Pegasus in Flight (1990) is a science fiction novel by American writer Anne McCaffrey set in her "Talents Universe". It is the sequel to a 1973 collection of short stories, To Ride Pegasus, and its 2000 sequel Pegasus in Space completed a trilogy.

Pegasus in Flight continues the story of the Talents, a group of powerful psychics whose abilities have become vital to the Earth's economy, but the same abilities that make them so valued, also make them targets of exploitation, and the world's most ambitious project, the Padrugoi space station, requires the Talents to make great sacrifices for the good of the entire planet.

==Characters==
This novel introduces several characters:
- Rhyssa Owen: Head of the Parapsychic Center, a powerful telepath who will stop at nothing to protect her people's rights.

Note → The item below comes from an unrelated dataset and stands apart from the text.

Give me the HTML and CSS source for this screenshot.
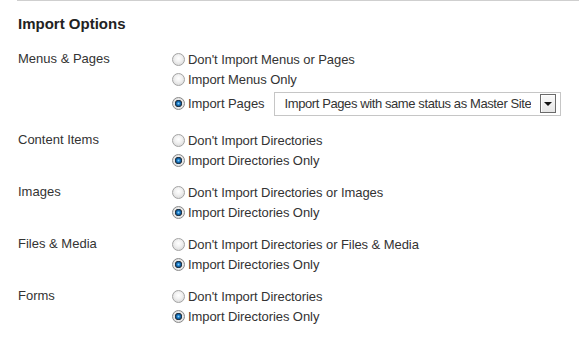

- Boris Roznine: Chief of the LEO (Law Enforcement and Order) organization, a by-the-book cop and skilled telepath as well.
- Sascha Roznine: Boris' twin, he shares a strong mental link with his brother—but their loyalties sometimes conflict.
- Tirla: Illegal street-child and expert survivor, Tirla uses her hidden Talent for communication to make herself useful to the criminals who run the Linears, the overcrowded housing projects of the mega-city of Jerhattan.
- Peter Reidinger: A teenage boy trapped in a paralyzed body, but with the most powerful mental abilities on Earth.
- Ponsit Prosit: A self-proclaimed "reverend" and con artist who uses religion to stir up the masses for his own gain and hides a dark secret.
- Prince Phanibal Shimaz: Traffic engineer and Prince of Malaysia West, he is closely involved in the project. Shimaz is an expert in Josephson junctions.
- Ludmilla Barchenka: Fanatical head of the Padrugoi project, she sees all people—Talent or otherwise—as resources to be used up and cast aside.